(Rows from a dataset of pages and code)
···
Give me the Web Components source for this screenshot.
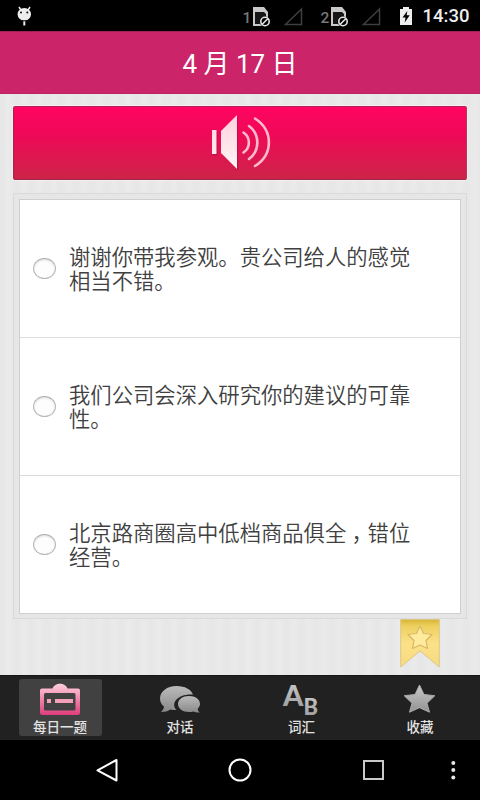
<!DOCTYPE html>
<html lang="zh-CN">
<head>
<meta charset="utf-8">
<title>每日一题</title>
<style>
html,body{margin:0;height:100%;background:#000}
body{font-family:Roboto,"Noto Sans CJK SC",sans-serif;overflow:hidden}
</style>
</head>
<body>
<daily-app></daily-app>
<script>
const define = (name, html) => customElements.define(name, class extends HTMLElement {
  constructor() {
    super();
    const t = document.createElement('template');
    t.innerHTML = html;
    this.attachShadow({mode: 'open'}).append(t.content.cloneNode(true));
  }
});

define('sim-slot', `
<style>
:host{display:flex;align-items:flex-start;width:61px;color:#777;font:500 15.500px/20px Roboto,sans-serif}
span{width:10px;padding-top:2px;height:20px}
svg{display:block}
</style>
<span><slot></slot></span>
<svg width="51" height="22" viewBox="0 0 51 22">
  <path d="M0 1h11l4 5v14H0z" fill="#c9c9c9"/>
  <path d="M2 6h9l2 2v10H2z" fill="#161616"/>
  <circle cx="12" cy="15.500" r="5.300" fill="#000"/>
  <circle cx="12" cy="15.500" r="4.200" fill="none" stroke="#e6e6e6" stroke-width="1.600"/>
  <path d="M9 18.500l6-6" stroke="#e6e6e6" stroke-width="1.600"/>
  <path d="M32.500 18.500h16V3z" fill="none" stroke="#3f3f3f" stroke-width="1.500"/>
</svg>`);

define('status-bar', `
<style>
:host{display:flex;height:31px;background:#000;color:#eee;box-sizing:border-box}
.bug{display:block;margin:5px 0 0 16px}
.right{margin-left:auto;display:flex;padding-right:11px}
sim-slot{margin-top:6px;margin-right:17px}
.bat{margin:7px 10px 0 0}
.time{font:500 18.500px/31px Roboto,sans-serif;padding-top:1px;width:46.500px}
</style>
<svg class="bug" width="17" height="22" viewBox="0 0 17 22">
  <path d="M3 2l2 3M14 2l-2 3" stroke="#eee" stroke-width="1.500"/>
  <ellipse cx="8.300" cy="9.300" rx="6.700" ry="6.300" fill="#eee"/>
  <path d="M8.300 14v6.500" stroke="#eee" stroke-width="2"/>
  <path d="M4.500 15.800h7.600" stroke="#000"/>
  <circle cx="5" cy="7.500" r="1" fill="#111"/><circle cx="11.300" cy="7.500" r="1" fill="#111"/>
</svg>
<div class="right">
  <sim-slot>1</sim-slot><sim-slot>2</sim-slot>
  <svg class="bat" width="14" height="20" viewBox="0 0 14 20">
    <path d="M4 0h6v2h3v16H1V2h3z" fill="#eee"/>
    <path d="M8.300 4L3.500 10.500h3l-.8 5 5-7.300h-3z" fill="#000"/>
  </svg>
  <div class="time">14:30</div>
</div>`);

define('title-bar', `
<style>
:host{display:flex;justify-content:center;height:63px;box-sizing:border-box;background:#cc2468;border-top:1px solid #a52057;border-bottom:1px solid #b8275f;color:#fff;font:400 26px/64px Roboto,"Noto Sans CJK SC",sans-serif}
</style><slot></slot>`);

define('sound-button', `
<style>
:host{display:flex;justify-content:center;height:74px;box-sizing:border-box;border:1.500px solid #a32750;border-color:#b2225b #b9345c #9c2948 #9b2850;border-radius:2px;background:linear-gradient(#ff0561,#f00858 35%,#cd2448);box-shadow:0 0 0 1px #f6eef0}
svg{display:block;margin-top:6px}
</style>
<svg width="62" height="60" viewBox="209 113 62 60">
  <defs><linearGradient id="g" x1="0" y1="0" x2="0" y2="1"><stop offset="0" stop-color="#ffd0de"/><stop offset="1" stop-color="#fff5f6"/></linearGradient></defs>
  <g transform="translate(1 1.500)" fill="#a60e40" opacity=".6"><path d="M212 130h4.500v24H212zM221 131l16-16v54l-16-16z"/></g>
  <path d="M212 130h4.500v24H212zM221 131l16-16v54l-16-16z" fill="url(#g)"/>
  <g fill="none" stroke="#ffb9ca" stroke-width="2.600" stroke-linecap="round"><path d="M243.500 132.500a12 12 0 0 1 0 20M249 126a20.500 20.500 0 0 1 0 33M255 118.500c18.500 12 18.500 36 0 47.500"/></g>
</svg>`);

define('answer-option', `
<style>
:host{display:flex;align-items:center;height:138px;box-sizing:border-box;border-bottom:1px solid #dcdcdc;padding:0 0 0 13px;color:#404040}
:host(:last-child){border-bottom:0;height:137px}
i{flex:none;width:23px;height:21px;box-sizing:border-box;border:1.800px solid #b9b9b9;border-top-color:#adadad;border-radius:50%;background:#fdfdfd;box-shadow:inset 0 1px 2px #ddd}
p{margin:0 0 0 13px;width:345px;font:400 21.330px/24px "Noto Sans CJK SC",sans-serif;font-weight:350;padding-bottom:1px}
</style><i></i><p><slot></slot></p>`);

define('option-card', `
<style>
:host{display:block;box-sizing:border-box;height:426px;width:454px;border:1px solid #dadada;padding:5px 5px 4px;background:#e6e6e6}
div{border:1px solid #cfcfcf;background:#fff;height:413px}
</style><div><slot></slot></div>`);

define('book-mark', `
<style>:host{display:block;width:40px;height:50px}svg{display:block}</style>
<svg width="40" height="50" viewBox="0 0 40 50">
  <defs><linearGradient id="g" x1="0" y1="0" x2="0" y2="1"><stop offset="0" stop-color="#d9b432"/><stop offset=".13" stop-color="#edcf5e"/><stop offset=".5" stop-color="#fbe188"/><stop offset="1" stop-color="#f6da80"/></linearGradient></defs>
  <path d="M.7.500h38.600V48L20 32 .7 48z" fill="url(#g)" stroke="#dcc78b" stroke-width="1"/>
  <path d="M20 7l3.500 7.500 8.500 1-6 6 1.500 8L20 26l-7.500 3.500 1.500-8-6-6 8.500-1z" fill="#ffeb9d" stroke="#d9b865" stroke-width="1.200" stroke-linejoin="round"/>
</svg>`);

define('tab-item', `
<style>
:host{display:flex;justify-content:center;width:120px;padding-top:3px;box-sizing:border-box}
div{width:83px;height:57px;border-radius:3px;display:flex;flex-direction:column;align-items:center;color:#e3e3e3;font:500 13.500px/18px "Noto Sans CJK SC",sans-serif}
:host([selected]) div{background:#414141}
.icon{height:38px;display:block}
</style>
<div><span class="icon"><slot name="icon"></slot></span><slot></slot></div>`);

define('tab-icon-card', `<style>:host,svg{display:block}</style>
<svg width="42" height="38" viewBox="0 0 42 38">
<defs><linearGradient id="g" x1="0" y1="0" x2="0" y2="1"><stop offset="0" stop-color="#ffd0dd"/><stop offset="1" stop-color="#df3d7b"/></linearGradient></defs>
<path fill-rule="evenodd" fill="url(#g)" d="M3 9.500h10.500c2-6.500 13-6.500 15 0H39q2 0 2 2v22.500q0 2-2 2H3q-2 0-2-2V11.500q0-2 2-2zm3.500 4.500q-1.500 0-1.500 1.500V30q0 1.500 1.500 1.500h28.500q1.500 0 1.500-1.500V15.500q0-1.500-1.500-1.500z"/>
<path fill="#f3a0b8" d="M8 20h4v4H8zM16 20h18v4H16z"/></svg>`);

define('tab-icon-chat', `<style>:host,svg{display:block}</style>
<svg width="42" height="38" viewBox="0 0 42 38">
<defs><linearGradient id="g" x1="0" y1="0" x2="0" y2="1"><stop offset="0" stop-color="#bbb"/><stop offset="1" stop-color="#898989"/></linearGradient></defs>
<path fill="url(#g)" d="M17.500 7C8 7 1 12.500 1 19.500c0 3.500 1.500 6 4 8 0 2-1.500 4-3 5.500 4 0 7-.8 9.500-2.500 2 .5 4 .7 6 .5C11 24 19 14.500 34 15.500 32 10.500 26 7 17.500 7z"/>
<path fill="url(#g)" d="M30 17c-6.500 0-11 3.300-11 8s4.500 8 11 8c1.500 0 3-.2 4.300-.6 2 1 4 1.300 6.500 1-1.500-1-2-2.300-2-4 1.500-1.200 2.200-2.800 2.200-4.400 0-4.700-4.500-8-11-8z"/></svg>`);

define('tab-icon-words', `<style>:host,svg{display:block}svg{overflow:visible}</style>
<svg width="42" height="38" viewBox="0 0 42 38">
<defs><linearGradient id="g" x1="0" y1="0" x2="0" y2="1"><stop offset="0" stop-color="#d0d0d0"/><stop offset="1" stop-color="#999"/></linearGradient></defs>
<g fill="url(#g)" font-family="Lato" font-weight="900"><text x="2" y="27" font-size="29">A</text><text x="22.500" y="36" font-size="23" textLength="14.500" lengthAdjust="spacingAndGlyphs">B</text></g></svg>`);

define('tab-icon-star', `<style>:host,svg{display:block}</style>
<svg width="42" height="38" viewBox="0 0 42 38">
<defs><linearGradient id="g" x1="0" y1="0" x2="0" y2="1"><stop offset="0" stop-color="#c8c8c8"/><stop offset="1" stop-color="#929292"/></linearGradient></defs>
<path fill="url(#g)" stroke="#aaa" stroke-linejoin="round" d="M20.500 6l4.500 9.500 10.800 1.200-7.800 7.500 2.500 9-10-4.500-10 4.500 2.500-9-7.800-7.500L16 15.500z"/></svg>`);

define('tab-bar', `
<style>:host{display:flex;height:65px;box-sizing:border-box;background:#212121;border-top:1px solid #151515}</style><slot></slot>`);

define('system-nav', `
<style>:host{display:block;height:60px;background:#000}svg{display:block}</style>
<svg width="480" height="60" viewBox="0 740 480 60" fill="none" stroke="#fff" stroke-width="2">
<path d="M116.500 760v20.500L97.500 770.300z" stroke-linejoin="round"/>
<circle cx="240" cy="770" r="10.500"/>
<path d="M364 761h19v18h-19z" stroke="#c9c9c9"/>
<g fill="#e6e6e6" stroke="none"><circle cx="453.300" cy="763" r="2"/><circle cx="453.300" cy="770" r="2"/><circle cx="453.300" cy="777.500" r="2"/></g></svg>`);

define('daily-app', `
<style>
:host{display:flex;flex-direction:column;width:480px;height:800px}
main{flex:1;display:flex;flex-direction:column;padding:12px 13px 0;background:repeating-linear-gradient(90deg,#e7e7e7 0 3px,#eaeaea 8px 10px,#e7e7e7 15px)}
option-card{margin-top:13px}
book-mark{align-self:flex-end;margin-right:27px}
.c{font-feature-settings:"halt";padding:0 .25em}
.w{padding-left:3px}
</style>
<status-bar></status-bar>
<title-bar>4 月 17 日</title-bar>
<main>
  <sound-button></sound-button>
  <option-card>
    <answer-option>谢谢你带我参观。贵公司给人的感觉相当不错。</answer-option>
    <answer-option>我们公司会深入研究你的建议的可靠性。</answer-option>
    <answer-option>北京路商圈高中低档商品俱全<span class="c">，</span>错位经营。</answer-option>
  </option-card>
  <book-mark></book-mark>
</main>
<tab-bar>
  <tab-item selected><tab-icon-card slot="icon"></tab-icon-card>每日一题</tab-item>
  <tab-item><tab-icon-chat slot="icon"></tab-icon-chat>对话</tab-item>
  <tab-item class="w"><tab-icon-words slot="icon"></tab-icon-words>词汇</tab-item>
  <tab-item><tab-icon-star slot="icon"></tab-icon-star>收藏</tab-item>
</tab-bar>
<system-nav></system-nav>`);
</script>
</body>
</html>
···
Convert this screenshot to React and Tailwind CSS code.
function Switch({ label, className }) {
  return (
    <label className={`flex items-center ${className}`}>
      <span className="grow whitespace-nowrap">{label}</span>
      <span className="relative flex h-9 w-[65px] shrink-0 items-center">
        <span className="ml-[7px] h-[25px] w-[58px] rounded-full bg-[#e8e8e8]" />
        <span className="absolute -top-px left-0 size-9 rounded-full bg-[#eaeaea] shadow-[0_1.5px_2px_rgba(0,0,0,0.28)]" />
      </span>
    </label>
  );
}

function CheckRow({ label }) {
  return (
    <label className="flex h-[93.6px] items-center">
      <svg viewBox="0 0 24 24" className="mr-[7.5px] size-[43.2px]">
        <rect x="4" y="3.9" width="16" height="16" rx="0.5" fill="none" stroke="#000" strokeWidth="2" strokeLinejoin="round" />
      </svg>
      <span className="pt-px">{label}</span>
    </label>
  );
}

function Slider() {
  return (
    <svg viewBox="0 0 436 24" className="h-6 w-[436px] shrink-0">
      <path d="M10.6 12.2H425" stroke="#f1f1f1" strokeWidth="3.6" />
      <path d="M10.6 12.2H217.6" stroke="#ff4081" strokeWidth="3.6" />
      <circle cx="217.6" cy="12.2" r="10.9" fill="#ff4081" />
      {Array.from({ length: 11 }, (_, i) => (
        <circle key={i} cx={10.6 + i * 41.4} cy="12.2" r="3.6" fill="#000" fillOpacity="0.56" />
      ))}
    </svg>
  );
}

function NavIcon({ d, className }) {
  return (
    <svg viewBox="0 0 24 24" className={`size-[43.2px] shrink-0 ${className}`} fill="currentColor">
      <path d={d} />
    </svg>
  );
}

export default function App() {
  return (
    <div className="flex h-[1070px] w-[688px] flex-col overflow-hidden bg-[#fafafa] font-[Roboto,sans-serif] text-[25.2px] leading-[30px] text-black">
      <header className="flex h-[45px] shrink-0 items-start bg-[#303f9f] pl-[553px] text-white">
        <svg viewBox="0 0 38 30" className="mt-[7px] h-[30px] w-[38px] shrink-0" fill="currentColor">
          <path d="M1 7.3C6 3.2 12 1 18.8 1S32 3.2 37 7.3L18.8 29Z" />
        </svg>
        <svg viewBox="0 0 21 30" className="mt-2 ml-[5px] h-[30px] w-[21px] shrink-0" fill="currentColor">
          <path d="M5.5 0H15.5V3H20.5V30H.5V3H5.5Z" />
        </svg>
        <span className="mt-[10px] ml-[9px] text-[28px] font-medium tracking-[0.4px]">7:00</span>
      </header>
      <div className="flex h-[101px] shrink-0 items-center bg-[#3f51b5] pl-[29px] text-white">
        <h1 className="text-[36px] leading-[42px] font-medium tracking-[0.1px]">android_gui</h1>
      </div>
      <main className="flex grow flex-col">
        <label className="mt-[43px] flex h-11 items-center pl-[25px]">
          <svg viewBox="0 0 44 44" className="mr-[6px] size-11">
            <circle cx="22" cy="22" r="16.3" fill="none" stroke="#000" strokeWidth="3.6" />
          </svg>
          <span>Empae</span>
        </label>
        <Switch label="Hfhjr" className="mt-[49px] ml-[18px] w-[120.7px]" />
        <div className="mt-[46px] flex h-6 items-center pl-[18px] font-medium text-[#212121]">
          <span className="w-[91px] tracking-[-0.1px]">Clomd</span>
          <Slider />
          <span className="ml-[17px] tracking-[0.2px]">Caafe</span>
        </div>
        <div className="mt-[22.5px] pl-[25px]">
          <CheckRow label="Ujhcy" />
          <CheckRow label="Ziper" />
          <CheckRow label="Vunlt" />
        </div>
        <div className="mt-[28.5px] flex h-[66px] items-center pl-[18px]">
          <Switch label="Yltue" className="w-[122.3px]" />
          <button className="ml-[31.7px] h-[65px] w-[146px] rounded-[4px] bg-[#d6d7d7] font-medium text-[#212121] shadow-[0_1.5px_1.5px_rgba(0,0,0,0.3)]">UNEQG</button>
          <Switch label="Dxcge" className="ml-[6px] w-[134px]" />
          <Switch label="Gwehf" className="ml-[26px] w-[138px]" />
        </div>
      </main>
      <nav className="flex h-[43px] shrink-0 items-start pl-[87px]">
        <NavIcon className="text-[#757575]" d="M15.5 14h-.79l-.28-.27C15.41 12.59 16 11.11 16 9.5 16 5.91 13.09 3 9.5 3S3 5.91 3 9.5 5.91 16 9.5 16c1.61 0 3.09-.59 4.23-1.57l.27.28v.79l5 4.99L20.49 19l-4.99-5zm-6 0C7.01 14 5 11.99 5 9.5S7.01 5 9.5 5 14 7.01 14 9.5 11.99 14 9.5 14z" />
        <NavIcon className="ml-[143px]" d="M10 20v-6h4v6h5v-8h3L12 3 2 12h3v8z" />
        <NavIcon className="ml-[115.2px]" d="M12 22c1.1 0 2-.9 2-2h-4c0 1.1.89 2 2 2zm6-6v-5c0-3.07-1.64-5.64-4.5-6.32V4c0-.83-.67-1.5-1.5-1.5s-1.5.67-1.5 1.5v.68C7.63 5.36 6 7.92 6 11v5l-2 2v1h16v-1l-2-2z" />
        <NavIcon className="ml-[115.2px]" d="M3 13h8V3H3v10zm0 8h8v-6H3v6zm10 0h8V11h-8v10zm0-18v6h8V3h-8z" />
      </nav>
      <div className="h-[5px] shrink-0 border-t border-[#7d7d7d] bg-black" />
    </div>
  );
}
···
◆ **Task objective**
For each line of the entries that includes "screenshot", show that line.

◆ **The result**
Give me the Web Components source for this screenshot.
Convert this screenshot to React and Tailwind CSS code.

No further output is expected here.